Emmylou Harris and Rodney Crowell Pack the Seats Out Back of Lincoln Center

Thirteen years ago Emmylou Harris played an outdoor show on the Fourth of July at Battery Park. She’d just released a superlative album, Red Dirt Girl, had Buddy Miller playing his usual amazing, Richard Thompson-esque lead guitar, and as a result there were plenty of people there who might not have been the year before. But that crowd was nothing like the mobscene that came out for her show with Rodney Crowell and their band a couple of nights ago at Lincoln Center Out of Doors. Back in the day, if you wanted to hear country music in New York, your choices were typically Rodeo Bar or little Pete’s Candy Store in Williamsburg. Today, country is arguably New York’s default music outside of hip-hop (and hick-hop is probably on the way). Whenever pop music bottoms out, country always comes back, hard.

This show was a reminder of the rewards and risks of pairing a competent singer with a transcendent one. Crowell is best known as a songwriter: he wrote Until I Gain Control Again for Harris, and this time out he took the lead throughout an unexpectedly brisk take that relegated Harris to second fiddle. Townes Van Zandt’s If I Needed You fell into that same category. Other songs, like Wheels, a motoring, country gospel-tinged highway rock tune, and later a choogling shuffle that could have passed for a recent Nick Lowe song, benefited from Harris’ harmonies as the dynamics reached a peak.

Harris’ most unforgettable moment in a night full of many understated thrills was at the end of a version of another Townes Van Zandt classic, Pancho and Lefty. The outlaw tale portrays the bounty hunter giving his target a long leash and a couple extra days, “out of kindness, I suppose,” a phrase that Harris delivered low and hushed, letting the cruel sarcasm speak for itself. She’s got her choice of Nashville’s top musicians, and this particular band was no exception. The night’s opener, a gently bouncing take of Gram Parsons’ Grievous Angel, featured the first of many fluid, resonant, almost pedal steel-toned solos from lead Telecaster player Jedd Hughes. Pretty much everybody got to take a solo, and made them soulful and emphatic. As you would expect, the upbeat numbers had the most electrifying moments: a brisk electric bluegrass tune about midway through the set had the keyboardist firing off a nimble honkytonk piano solo, then handing off to steel player Steve Fishell, who hit some red-sunset swells and fades before turning it over to Hughes’ keening intensity.

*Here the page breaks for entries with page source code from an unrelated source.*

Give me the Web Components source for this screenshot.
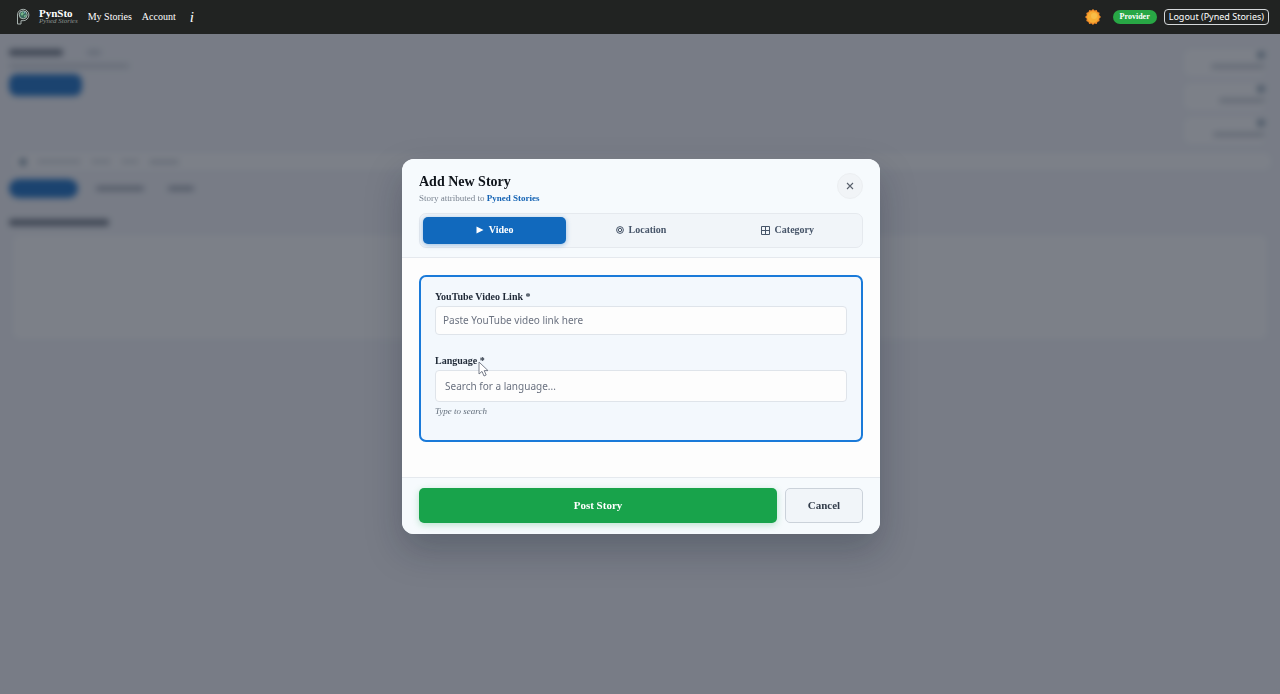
<!DOCTYPE html>
<html lang="en">
<head>
<meta charset="utf-8">
<title>PynSto</title>
<style>
html,body{margin:0;height:100%;background:#f5f6fa}
body{font:10px/12px "Liberation Serif",serif;color:#1f2937}
</style>
</head>
<body>
<pyn-app></pyn-app>
<script>
function define(name, html, after) {
  const t = document.createElement('template');
  t.innerHTML = '<style>*{box-sizing:border-box}</style>' + html;
  customElements.define(name, class extends HTMLElement {
    constructor() {
      super();
      this.attachShadow({mode: 'open'}).append(t.content.cloneNode(true));
    }
    connectedCallback() { if (after) after(this, this.shadowRoot); }
  });
}

define('pyn-header', `
<style>
:host{display:block;position:relative;z-index:3;background:#212322;color:#fff}
header{display:flex;align-items:center;height:34px;padding:0 11px 1px 16px}
a{color:inherit;text-decoration:none}
.brand{display:flex;align-items:center;gap:9px;margin-right:10px}
.brand span{display:flex;flex-direction:column}
.brand b{font-size:11px;line-height:10px}
.brand i{font-size:7px;line-height:7px;color:#8f9593}
nav{display:flex;align-items:center;gap:10px;flex:1}
.info{font:italic 15px/16px "Liberation Serif",serif;margin-left:4px}
.sun{border:0;background:none;padding:0;display:flex;margin:1px 12px 0 0}
.pill{background:#28a745;border-radius:8px;font-weight:bold;font-size:8px;line-height:14px;padding:0 7px;margin-right:7px}
.out{font:9px/14px "Noto Sans",sans-serif;color:#fff;background:none;border:1px solid #d5d8da;border-radius:4px;padding:0 4px;height:16px}
</style>
<header>
<a class="brand" href="#">
<svg width="14" height="17" viewBox="0 0 14 17" fill="none"><path d="M1.5 16V7a5.7 5.7 0 1 1 5.7 5.7H5V16z" stroke="#a7b1ae"/><circle cx="7.2" cy="6.8" r="4" fill="#39685c" stroke="#c4cecb" stroke-width=".8"/><path d="M4.5 6l2-2 1.5 1.5L6 8zM8 7.5l2-1-.4 2.3L8 9z" fill="#76b58b"/><path d="M7.5 3.6l2 1.2-1 1z" fill="#80b6d2"/></svg>
<span><b>PynSto</b><i>Pyned Stories</i></span></a>
<nav><a href="#">My Stories</a><a href="#">Account</a><a class="info" href="#" aria-label="Information">i</a></nav>
<button class="sun" aria-label="Switch theme"><svg width="16" height="16" viewBox="0 0 16 16"><path d="M8 0l1.6 1.4L11.7.9l.8 2 2.1.8-.4 2.2L16 8l-1.8 1.8.4 2.3-2.1.8-.9 2.1-2.2-.4L8 16l-1.6-1.4-2.2.4-.8-2.1-2.1-.9.5-2.2L0 8l1.8-1.8-.5-2.3 2.2-.8.8-2.1 2.1.5z" fill="#f28c28"/><circle cx="8" cy="8" r="5.8" fill="#f7ae34"/><circle cx="9" cy="7" r="3" fill="#f8bd48"/></svg></button>
<span class="pill">Provider</span>
<button class="out">Logout (Pyned Stories)</button>
</header>`);

define('story-page', `
<style>
:host{display:block;padding:11px 9px}
.top{display:flex;justify-content:space-between}
.bar{height:5px;border-radius:3px;background:#ccd1d8}
.line{display:flex;align-items:center;gap:24px}
.add,.tab{background:#2878c8;border-radius:8px;width:73px;height:22px}
.dark{background:#7c8490;height:7px}
.stats{display:grid;gap:7px;padding:4px 5px 0 0}
.stat{width:82px;height:27px;border-radius:6px;background:#fff;display:flex;flex-direction:column;align-items:flex-end;gap:5px;padding:2px 1px}
.dot{width:8px;height:8px;border-radius:4px;background:#98aab9}
.filter{background:#fff;height:17px;margin:9px 0 9px 4px;border-radius:6px;display:flex;align-items:center;gap:10px;padding-left:6px}
.tab{width:69px;height:19px;border-radius:10px}
.cards{display:grid;grid-template-columns:repeat(3,1fr);gap:10px;margin-top:9px;padding:0 4px}
.card{height:104px;background:#fff;border-radius:6px}
</style>
<section aria-hidden="true">
<div class="top"><div><div class="line" style="padding-top:4px"><div class="bar dark" style="width:54px"></div><div class="bar" style="width:14px"></div></div>
<div class="bar" style="width:120px;height:4px;margin-top:8px"></div><div class="add" style="margin-top:6px"></div></div>
<div class="stats"><div class="stat"><div class="dot"></div><div class="bar" style="width:54px"></div></div><div class="stat"><div class="dot"></div><div class="bar" style="width:46px"></div></div><div class="stat"><div class="dot"></div><div class="bar" style="width:52px"></div></div></div></div>
<div class="filter"><div class="dot"></div><div class="bar" style="width:44px;height:3px"></div><div class="bar" style="width:20px;height:3px"></div><div class="bar" style="width:18px;height:3px"></div><div class="bar" style="width:30px;height:4px"></div></div>
<div class="line" style="gap:18px"><div class="tab"></div><div class="bar" style="width:48px;background:#a8afba"></div><div class="bar" style="width:26px;background:#a8afba;margin-left:6px"></div></div>
<div class="bar dark" style="width:100px;margin-top:21px"></div>
<div class="cards"><div class="card"></div><div class="card"></div><div class="card"></div></div>
</section>`);

define('step-tab', `
<style>
:host{display:block;flex:1}
button{width:100%;height:27px;border:0;border-radius:5px;background:none;color:#475569;font:bold 10px/12px "Liberation Serif",serif;display:flex;align-items:center;justify-content:center;gap:5px;padding:0}
:host([active]) button{background:#1169bd;color:#fff;box-shadow:0 1px 5px #1169bd66}
::slotted(svg){display:block}
</style>
<button type="button"><slot name="icon"></slot><slot></slot></button>`);

define('form-field', `
<style>
:host{display:block}
label{display:block;font-weight:bold;margin-bottom:3px;line-height:13px}
input{display:block;width:100%;height:29px;border:1px solid #dfe4ea;border-radius:4px;background:#fdfdfd;padding:0 7px;font:10px/14px "Noto Sans",sans-serif;color:#1f2937}
:host([large]) input{height:32px;padding:0 9px}
input::placeholder{color:#6b7280;opacity:1}
p{margin:3px 0 0;font-size:9px;font-style:italic;color:#64707d}
p:empty{display:none}
</style>
<label for="f"></label><input id="f" type="text"><p></p>`, (el, r) => {
  r.querySelector('label').textContent = el.getAttribute('label') + ' *';
  r.querySelector('input').placeholder = el.getAttribute('placeholder');
  r.querySelector('p').textContent = el.getAttribute('hint') || '';
});

define('story-dialog', `
<style>
:host{display:block;width:478px;max-width:calc(100% - 32px);margin-left:2px}
section{background:#fdfdfd;border-radius:12px;overflow:hidden;box-shadow:0 16px 36px #0f172a40}
header{background:#f6fafd;border-bottom:1px solid #e5e9ee;padding:14px 17px 9px}
.head{display:flex;justify-content:space-between;margin-bottom:9px}
h2{font-size:14px;line-height:17px;margin:0;color:#0f141b}
p{font-size:9px;line-height:12px;margin:2px 0 0;color:#7a8491}
p b{color:#1463b4}
.x{width:26px;height:26px;border-radius:50%;border:1px solid #eceff2;background:#f1f4f7;padding:0;display:grid;place-items:center}
.tabs{display:flex;gap:3px;padding:3px;background:#f1f5f9;border:1px solid #e5e9ee;border-radius:7px}
.body{padding:17px 17px 35px}
fieldset{margin:0;border:2px solid #1a7ad9;border-radius:7px;background:#f3f8fd;padding:13px 14px 23px;display:grid;gap:19px;min-width:0}
footer{background:#f6fafd;border-top:1px solid #e5e9ee;padding:10px 17px 11px;display:flex;gap:8px}
footer button{height:35px;border-radius:5px;font:bold 11px/14px "Liberation Serif",serif}
.post{flex:1;border:0;background:#18a34b;color:#fff;box-shadow:0 2px 7px #18a34b44}
.cancel{width:78px;border:1px solid #cbd2da;background:#f1f5f9;color:#333d4b}
</style>
<section role="dialog" aria-labelledby="t">
<header><div class="head"><div><h2 id="t">Add New Story</h2><p>Story attributed to <b>Pyned Stories</b></p></div>
<button class="x" aria-label="Close"><svg width="8" height="8" viewBox="0 0 8 8"><path d="M1 1l6 6M7 1L1 7" stroke="#59616c" stroke-width="1.1"/></svg></button></div>
<div class="tabs">
<step-tab active><svg slot="icon" width="8" height="8" viewBox="0 0 8 8"><path d="M.5.5l7 3.5-7 3.5z" fill="#fff"/></svg>Video</step-tab>
<step-tab><svg slot="icon" width="8" height="8" viewBox="0 0 8 8" fill="none" stroke="#475569"><circle cx="4" cy="4" r="3.4" stroke-width="1"/><circle cx="4" cy="4" r="1.7" stroke-width="1"/></svg>Location</step-tab>
<step-tab><svg slot="icon" width="9" height="9" viewBox="0 0 9 9" fill="none" stroke="#475569"><path d="M.5.5h8v8h-8zM4.5.5v8M.5 4.5h8"/></svg>Category</step-tab>
</div></header>
<div class="body"><fieldset>
<form-field label="YouTube Video Link" placeholder="Paste YouTube video link here"></form-field>
<form-field large label="Language" placeholder="Search for a language..." hint="Type to search"></form-field>
</fieldset></div>
<footer><button class="post">Post Story</button><button class="cancel">Cancel</button></footer>
</section>`);

define('pyn-app', `
<style>
:host{display:block;min-height:100%}
.overlay{position:fixed;inset:0;z-index:2;display:flex;align-items:center;justify-content:center;padding-bottom:2px;box-sizing:border-box;background:rgba(17,23,38,.55);backdrop-filter:blur(3px)}
.cursor{position:fixed;z-index:4;left:calc(50% - 162px);top:calc(50% + 14px);pointer-events:none}
</style>
<pyn-header></pyn-header>
<story-page></story-page>
<div class="overlay"><story-dialog></story-dialog></div>
<svg class="cursor" width="11" height="16" viewBox="0 0 11 16"><path d="M1 1v12l3-2.6 2 4.6 2.2-1-2-4.4H10z" fill="#fff" stroke="#6b7280" stroke-width=".9"/></svg>`);
</script>
</body>
</html>
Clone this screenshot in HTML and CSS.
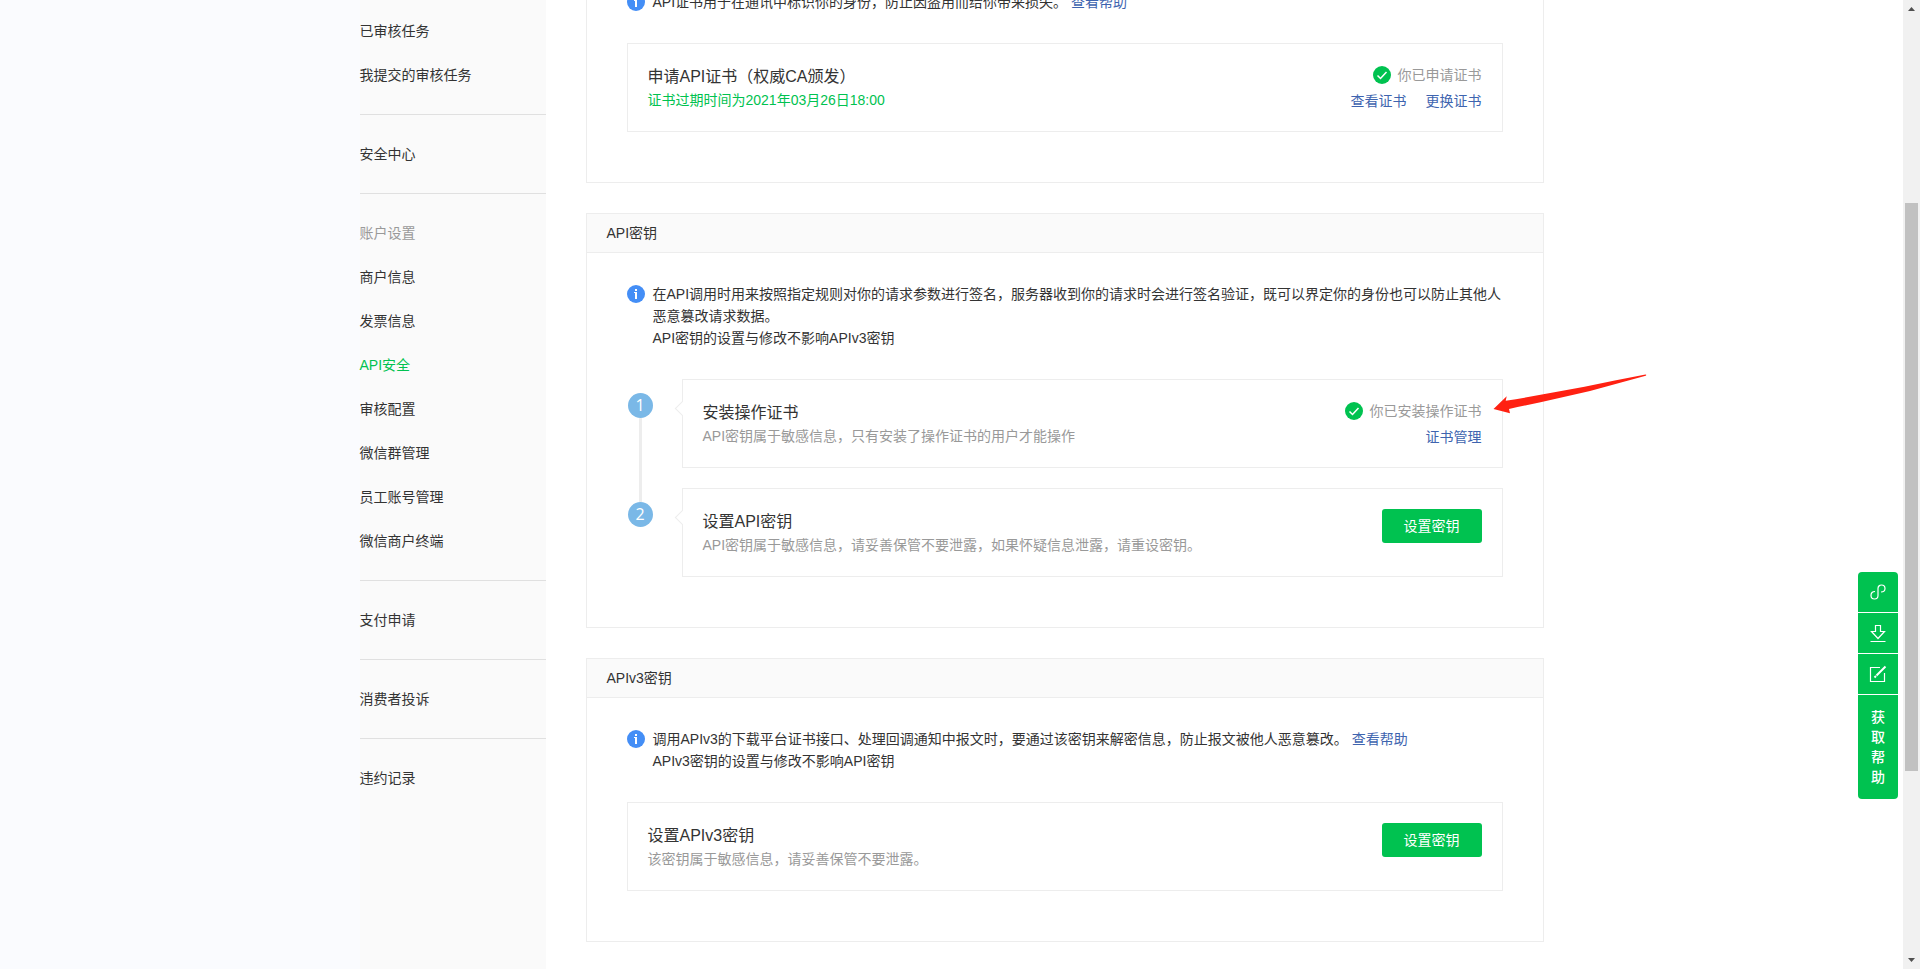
FILE: index.html
```html
<!DOCTYPE html>
<html lang="zh-CN">
<head>
<meta charset="UTF-8">
<meta name="viewport" content="width=device-width, initial-scale=1.0">
<title>API安全</title>
<link rel="stylesheet" href="styles.css">
</head>
<body>
<div class="page">
    <nav class="sidebar">
        <ul class="menu">
            <li><a href="#">已审核任务</a></li>
            <li><a href="#">我提交的审核任务</a></li>
        </ul>
        <ul class="menu">
            <li><a href="#">安全中心</a></li>
        </ul>
        <ul class="menu">
            <li class="menu-title">账户设置</li>
            <li><a href="#">商户信息</a></li>
            <li><a href="#">发票信息</a></li>
            <li><a href="#" class="active">API安全</a></li>
            <li><a href="#">审核配置</a></li>
            <li><a href="#">微信群管理</a></li>
            <li><a href="#">员工账号管理</a></li>
            <li><a href="#">微信商户终端</a></li>
        </ul>
        <ul class="menu">
            <li><a href="#">支付申请</a></li>
        </ul>
        <ul class="menu">
            <li><a href="#">消费者投诉</a></li>
        </ul>
        <ul class="menu">
            <li><a href="#">违约记录</a></li>
        </ul>
    </nav>

    <main class="main">
        <section class="panel panel-cert">
            <div class="panel-body">
                <div class="tips">
                    <svg class="icon" viewBox="0 0 18 18"><circle cx="9" cy="9" r="9" fill="#448ef6"/><path d="M8 4h2v2H8zM7 7h3v7H8V8H7z" fill="#fff"/></svg>
                    <p>API证书用于在通讯中标识你的身份，防止因盗用而给你带来损失。 <a href="#">查看帮助</a></p>
                </div>
                <div class="card">
                    <div class="card-text">
                        <h3>申请API证书（权威CA颁发）</h3>
                        <p class="green">证书过期时间为2021年03月26日18:00</p>
                    </div>
                    <div class="card-side">
                        <div class="status">
                            <svg class="icon" viewBox="0 0 18 18"><circle cx="9" cy="9" r="9" fill="#00c250"/><path d="M4.500 9.500l3 3 6-6.500" fill="none" stroke="#fff" stroke-width="1.500"/></svg>
                            <span>你已申请证书</span>
                        </div>
                        <div class="links"><a href="#">查看证书</a><a href="#">更换证书</a></div>
                    </div>
                </div>
            </div>
        </section>

        <section class="panel">
            <h2 class="panel-head">API密钥</h2>
            <div class="panel-body">
                <div class="tips">
                    <svg class="icon" viewBox="0 0 18 18"><circle cx="9" cy="9" r="9" fill="#448ef6"/><path d="M8 4h2v2H8zM7 7h3v7H8V8H7z" fill="#fff"/></svg>
                    <p>在API调用时用来按照指定规则对你的请求参数进行签名，服务器收到你的请求时会进行签名验证，既可以界定你的身份也可以防止其他人恶意篡改请求数据。<br>API密钥的设置与修改不影响APIv3密钥</p>
                </div>
                <ol class="steps">
                    <li class="step">
                        <span class="step-num">1</span>
                        <div class="card">
                            <div class="card-text">
                                <h3>安装操作证书</h3>
                                <p>API密钥属于敏感信息，只有安装了操作证书的用户才能操作</p>
                            </div>
                            <div class="card-side">
                                <div class="status">
                                    <svg class="icon" viewBox="0 0 18 18"><circle cx="9" cy="9" r="9" fill="#00c250"/><path d="M4.500 9.500l3 3 6-6.500" fill="none" stroke="#fff" stroke-width="1.500"/></svg>
                                    <span>你已安装操作证书</span>
                                </div>
                                <div class="links"><a href="#">证书管理</a></div>
                            </div>
                            <svg class="pointer" viewBox="0 0 154 40"><path d="M0.500 35L13.700 22.300 12.700 26.700C60 19.500 105 10 152.500 0.600Q154 1 152.700 1.700L97 17C70 23.500 43 29 16 35L17 39.300Z" fill="#ff2112"/></svg>
                        </div>
                    </li>
                    <li class="step">
                        <span class="step-num">2</span>
                        <div class="card">
                            <div class="card-text">
                                <h3>设置API密钥</h3>
                                <p>API密钥属于敏感信息，请妥善保管不要泄露，如果怀疑信息泄露，请重设密钥。</p>
                            </div>
                            <button type="button" class="btn">设置密钥</button>
                        </div>
                    </li>
                </ol>
            </div>
        </section>

        <section class="panel">
            <h2 class="panel-head">APIv3密钥</h2>
            <div class="panel-body">
                <div class="tips">
                    <svg class="icon" viewBox="0 0 18 18"><circle cx="9" cy="9" r="9" fill="#448ef6"/><path d="M8 4h2v2H8zM7 7h3v7H8V8H7z" fill="#fff"/></svg>
                    <p>调用APIv3的下载平台证书接口、处理回调通知中报文时，要通过该密钥来解密信息，防止报文被他人恶意篡改。 <a href="#">查看帮助</a><br>APIv3密钥的设置与修改不影响API密钥</p>
                </div>
                <div class="card">
                    <div class="card-text">
                        <h3>设置APIv3密钥</h3>
                        <p>该密钥属于敏感信息，请妥善保管不要泄露。</p>
                    </div>
                    <button type="button" class="btn">设置密钥</button>
                </div>
            </div>
        </section>
    </main>
</div>

<div class="toolbar">
    <button type="button" aria-label="链接">
        <svg viewBox="0 0 16 16"><path d="M5 7.500C2.500 7.500 1 9 1 11.200S2.500 15 4.500 15 8 13.500 8 11.500V4.500C8 2.500 9.500 1 11.500 1S15 2.500 15 4.500 13.500 8 11 8"/></svg>
    </button>
    <button type="button" aria-label="下载">
        <svg viewBox="0 0 16 16"><path d="M5.500 0.500h5v6h4L8 13.500 1.500 6.500h4zM0.500 16.500h15"/></svg>
    </button>
    <button type="button" aria-label="反馈">
        <svg viewBox="0 0 16 16"><path d="M10 1.500H0.500v14h14V7"/><path d="M6.500 9.500l9-9" stroke-width="2"/><path d="M4.500 11.500l1.500-1.500" stroke-width="2"/></svg>
    </button>
    <button type="button" class="help">获<br>取<br>帮<br>助</button>
</div>

<div class="scrollbar">
    <svg viewBox="0 0 17 17"><path d="M5 11l3.500-4 3.500 4z" fill="#505050"/></svg>
    <div class="track"><div class="thumb"></div></div>
    <svg viewBox="0 0 17 17"><path d="M5 6l3.500 4 3.500-4z" fill="#505050"/></svg>
</div>
</body>
</html>
```
FILE: styles.css
```css
* {
    box-sizing: border-box;
}
body {
    margin: 0;
    padding-right: 17px;
    height: 100vh;
    overflow: hidden;
    font-family: "Liberation Sans", "Noto Sans CJK SC", sans-serif;
    font-size: 14px;
    line-height: 22px;
    color: #333;
    background: #fff;
}
h2, h3, p, ul, ol {
    margin: 0;
    padding: 0;
    font-weight: normal;
    list-style: none;
}
a {
    color: #3e64af;
    text-decoration: none;
}
button {
    border: none;
    background: #00c250;
    color: #fff;
    font: inherit;
    cursor: pointer;
}

.page {
    display: grid;
    grid-template-columns: 1fr 186px 998px 1fr;
    min-height: 100vh;
}
.page::before {
    content: "";
    background: #fafbfe;
}

/* sidebar */
.sidebar {
    padding-top: 9px;
    background: #fafafa;
}
.menu {
    padding-bottom: 17px;
    line-height: 44px;
}
.menu + .menu {
    padding-top: 17px;
    border-top: 1px solid #e0e0e0;
}
.menu a {
    display: block;
    color: #333;
}
.menu .active {
    color: #00c250;
}
.menu-title {
    color: #999;
}

/* panels */
.main {
    padding-left: 40px;
}
.panel {
    margin-bottom: 30px;
    border: 1px solid #ededed;
}
.panel-cert {
    margin-top: -40px;
}
.panel-head {
    height: 39px;
    padding: 0 20px;
    border-bottom: 1px solid #ededed;
    background: #fafafa;
    font-size: 14px;
    line-height: 38px;
}
.panel-body {
    padding: 30px 40px 50px;
}
.tips {
    display: flex;
    gap: 8px;
    margin-bottom: 30px;
}
.icon {
    flex: none;
    width: 18px;
    height: 18px;
    margin-top: 2px;
}

.card {
    position: relative;
    display: flex;
    justify-content: space-between;
    align-items: flex-start;
    flex: 1;
    padding: 20px;
    border: 1px solid #ededed;
}
.card h3 {
    font-size: 16px;
    line-height: 25px;
}
.card-text p {
    color: #999;
}
.card-text .green {
    color: #00c250;
}
.card-side {
    display: flex;
    flex-direction: column;
    align-items: flex-end;
    gap: 4px;
    height: 47px;
}
.status {
    display: flex;
    gap: 7px;
    color: #999;
}
.links {
    display: flex;
    gap: 19px;
}
.btn {
    width: 100px;
    height: 34px;
    border-radius: 3px;
}

/* steps */
.steps {
    display: flex;
    flex-direction: column;
    gap: 20px;
}
.step {
    position: relative;
    display: flex;
    gap: 29px;
    padding-left: 1px;
}
.step-num {
    width: 25px;
    height: 25px;
    margin-top: 14px;
    border-radius: 50%;
    background: #7ab8e7;
    color: #fff;
    font-family: "Open Sans", sans-serif;
    font-size: 16px;
    line-height: 25px;
    text-align: center;
}
.step:first-child::before {
    content: "";
    position: absolute;
    left: 12px;
    top: 39px;
    width: 3px;
    height: 84px;
    background: #ededed;
}
.step .card::before {
    content: "";
    position: absolute;
    left: -6px;
    top: 23px;
    width: 10px;
    height: 10px;
    border: 1px solid #ededed;
    border-top: none;
    border-right: none;
    background: #fff;
    transform: rotate(45deg);
}
.pointer {
    position: absolute;
    top: -6px;
    right: -145px;
    width: 154px;
    height: 40px;
}

/* floating tools */
.toolbar {
    position: fixed;
    right: 22px;
    bottom: 170px;
    display: flex;
    flex-direction: column;
    gap: 1px;
    width: 40px;
    border-radius: 4px;
    overflow: hidden;
}
.toolbar button {
    display: flex;
    align-items: center;
    justify-content: center;
    height: 40px;
    padding: 0;
}
.toolbar svg {
    width: 16px;
    height: 16px;
    overflow: visible;
    fill: none;
    stroke: #fff;
    stroke-width: 1.2;
}
.toolbar .help {
    display: block;
    height: 104px;
    line-height: 20px;
    font-weight: 500;
}

.scrollbar {
    position: fixed;
    top: 0;
    right: 0;
    bottom: 0;
    display: flex;
    flex-direction: column;
    width: 17px;
    background: #f1f1f1;
}
.scrollbar svg {
    width: 17px;
    height: 17px;
}
.track {
    display: grid;
    grid-template-rows: 186fr 568fr 181fr;
    flex: 1;
    padding: 0 2px;
}
.thumb {
    grid-row: 2;
    background: #c1c1c1;
}
```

Generational reference: it’s hard to listen to Love Hurts and not hear the bleating version by mid-70s British metal band Nazareth. But the band picked up the pace after that with a blistering cover of Roger Miller’s Invitation to the Blues, then brought it down with the brooding Red Dirt Girl and an aptly nocturnal yet propulsive version of Stars on the Water. They encored with Boulder to Birmingham, an elegy for Parsons, whose meteoric career springboarded Harris to a stardom that she’s never looked back from. Harris has probably sung it  thousands of times, yet she and the band managed to make it sound fresh, and achingly wounded, a portrait of longing and loss. Right before she sang that one, Harris whispered her love and appreciation for New York and took care to mention her history here, having been a “horrible waitress” – and arguably the only artist ever to play both Gerde’s Folk City and Max’s Kansas City. The country portion of Lincoln Center Out of Doors continues tomorrow night at 6 PM with Buddy Miller and Jim Lauderdale opening for another Americana vocal icon, Rosanne Cash: you’d best get there early.